DATA:
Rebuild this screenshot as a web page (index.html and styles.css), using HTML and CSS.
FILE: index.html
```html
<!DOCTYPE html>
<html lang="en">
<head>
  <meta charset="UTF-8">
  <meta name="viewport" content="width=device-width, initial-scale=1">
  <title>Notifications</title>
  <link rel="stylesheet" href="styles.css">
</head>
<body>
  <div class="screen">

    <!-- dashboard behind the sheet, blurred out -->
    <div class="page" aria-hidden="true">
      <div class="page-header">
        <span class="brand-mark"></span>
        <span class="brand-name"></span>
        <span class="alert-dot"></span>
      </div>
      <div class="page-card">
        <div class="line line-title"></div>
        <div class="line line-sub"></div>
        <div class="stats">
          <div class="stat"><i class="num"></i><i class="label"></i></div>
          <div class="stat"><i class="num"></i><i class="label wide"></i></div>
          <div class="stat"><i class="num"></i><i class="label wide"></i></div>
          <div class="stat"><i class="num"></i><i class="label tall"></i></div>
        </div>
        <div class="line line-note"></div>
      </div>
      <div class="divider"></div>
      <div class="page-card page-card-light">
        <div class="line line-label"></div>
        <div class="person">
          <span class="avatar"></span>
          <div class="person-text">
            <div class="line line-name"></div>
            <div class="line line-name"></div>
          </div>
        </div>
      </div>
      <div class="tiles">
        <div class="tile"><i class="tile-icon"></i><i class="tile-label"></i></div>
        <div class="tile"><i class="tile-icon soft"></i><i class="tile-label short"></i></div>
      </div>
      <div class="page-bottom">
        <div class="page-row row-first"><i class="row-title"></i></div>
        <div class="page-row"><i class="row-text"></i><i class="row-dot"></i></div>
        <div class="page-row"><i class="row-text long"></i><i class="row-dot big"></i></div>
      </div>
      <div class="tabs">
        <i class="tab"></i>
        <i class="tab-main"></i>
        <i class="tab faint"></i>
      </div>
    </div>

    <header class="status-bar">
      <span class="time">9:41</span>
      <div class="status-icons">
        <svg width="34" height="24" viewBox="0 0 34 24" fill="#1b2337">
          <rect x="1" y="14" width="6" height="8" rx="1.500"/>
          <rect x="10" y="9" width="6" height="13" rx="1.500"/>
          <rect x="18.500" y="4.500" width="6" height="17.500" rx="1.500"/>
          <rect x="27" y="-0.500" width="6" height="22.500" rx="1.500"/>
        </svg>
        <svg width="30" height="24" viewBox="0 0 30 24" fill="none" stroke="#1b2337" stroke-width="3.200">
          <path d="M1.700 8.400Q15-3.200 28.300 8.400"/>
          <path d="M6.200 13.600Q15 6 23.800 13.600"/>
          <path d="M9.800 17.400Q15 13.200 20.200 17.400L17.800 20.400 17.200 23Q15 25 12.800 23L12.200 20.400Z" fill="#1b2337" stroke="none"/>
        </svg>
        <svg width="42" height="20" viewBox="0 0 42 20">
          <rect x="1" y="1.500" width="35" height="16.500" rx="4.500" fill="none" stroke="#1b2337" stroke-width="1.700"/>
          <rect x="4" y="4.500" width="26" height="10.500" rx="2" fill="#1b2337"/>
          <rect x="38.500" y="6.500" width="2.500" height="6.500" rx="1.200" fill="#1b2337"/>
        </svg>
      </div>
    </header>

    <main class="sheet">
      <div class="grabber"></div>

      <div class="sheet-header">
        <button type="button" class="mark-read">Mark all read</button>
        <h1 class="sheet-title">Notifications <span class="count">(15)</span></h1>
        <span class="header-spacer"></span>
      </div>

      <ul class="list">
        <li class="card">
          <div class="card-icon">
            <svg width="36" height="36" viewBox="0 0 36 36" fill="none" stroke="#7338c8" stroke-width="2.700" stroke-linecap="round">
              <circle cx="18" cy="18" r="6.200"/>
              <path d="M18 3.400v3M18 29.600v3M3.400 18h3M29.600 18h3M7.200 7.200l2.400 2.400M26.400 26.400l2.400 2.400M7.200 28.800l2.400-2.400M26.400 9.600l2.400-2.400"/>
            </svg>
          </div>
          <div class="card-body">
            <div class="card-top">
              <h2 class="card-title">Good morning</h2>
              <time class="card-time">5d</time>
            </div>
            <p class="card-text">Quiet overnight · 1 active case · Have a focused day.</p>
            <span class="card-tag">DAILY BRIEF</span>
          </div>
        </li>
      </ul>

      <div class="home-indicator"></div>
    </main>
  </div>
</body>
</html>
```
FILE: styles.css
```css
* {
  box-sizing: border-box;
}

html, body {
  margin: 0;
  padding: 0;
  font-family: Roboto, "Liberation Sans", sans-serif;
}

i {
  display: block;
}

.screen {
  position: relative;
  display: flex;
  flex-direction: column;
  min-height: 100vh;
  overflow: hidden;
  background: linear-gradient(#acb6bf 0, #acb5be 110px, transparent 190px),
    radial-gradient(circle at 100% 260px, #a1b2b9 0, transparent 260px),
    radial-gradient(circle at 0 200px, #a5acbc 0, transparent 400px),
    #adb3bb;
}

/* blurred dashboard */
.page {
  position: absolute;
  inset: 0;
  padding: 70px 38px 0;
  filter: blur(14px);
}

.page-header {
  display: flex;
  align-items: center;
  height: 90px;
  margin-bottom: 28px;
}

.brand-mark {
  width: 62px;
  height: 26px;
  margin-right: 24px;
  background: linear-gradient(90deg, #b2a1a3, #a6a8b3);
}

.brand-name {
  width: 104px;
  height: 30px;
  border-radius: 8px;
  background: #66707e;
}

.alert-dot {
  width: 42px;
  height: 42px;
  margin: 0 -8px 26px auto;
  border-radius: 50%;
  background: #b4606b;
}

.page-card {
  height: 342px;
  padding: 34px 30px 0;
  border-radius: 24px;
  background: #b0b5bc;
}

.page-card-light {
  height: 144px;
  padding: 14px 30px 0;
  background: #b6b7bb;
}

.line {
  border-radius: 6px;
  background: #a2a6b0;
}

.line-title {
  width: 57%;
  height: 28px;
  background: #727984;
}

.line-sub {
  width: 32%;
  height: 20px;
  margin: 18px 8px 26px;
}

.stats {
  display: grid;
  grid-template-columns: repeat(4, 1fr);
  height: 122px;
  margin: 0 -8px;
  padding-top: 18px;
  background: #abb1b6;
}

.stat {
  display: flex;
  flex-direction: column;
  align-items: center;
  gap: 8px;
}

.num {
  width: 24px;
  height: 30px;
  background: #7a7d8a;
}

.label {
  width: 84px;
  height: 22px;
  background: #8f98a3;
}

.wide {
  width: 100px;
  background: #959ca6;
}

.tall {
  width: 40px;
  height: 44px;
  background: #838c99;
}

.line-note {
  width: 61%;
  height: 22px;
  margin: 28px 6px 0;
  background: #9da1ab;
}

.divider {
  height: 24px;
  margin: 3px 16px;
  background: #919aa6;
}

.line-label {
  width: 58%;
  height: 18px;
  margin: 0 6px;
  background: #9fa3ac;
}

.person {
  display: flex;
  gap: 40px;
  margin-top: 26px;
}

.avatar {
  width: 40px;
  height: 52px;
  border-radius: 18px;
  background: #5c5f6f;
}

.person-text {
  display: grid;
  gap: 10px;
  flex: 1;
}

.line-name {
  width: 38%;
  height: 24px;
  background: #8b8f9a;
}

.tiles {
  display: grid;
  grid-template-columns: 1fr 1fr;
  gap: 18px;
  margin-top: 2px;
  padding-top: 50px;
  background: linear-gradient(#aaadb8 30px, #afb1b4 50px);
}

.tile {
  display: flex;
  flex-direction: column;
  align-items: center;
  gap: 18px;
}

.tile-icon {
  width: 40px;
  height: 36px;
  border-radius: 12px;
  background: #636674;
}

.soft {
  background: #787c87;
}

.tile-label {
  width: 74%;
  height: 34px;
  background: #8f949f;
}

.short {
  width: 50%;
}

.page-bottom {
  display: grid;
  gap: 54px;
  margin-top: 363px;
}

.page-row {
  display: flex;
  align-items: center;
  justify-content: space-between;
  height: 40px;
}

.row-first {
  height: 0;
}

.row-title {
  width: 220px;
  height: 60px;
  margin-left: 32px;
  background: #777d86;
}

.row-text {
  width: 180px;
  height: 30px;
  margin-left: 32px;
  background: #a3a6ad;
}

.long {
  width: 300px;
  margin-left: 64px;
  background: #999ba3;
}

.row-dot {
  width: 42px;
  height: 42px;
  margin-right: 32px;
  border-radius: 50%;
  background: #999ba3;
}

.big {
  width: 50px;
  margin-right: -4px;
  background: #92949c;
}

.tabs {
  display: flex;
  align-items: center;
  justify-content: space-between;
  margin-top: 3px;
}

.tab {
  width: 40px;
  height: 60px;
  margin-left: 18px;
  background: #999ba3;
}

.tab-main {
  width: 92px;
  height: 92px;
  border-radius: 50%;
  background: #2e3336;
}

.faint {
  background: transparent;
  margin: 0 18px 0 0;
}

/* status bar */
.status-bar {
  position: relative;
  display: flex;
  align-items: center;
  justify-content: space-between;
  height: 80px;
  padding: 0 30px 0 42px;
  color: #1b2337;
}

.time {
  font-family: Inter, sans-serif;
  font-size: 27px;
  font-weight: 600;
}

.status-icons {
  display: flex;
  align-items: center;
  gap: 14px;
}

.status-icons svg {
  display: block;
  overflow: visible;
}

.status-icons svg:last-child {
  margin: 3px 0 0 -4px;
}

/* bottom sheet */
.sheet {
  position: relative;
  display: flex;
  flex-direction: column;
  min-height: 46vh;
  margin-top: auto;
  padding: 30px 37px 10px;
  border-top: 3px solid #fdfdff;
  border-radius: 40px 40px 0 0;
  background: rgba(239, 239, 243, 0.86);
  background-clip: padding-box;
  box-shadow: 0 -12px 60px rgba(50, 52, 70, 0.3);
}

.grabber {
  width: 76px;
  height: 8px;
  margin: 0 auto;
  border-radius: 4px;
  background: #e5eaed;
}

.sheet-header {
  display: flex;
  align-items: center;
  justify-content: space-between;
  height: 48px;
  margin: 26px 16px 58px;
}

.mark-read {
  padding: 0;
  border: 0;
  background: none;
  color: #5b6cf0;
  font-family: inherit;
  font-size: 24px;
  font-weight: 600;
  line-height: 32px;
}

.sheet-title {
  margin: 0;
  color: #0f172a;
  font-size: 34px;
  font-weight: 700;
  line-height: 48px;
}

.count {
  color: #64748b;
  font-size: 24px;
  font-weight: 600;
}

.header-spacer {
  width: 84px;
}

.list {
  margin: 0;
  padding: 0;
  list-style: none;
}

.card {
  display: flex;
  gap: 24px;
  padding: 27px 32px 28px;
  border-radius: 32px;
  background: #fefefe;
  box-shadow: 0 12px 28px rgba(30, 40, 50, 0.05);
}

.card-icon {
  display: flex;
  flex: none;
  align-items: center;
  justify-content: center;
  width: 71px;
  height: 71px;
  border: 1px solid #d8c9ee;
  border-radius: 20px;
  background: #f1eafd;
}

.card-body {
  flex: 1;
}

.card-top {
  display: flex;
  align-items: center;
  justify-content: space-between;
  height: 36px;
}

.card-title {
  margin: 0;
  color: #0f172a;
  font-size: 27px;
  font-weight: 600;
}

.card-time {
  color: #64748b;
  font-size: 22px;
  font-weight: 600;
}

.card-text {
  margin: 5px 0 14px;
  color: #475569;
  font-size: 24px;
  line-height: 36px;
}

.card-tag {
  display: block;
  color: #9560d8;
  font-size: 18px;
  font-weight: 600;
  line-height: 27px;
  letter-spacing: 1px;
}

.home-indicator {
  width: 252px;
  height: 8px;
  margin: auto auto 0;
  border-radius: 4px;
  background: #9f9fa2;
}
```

REQUIRED WORK:
For each line in the data above that contains the string "index", extract the line.

EXERCISE OUTPUT:
Rebuild this screenshot as a web page (index.html and styles.css), using HTML and CSS.
FILE: index.html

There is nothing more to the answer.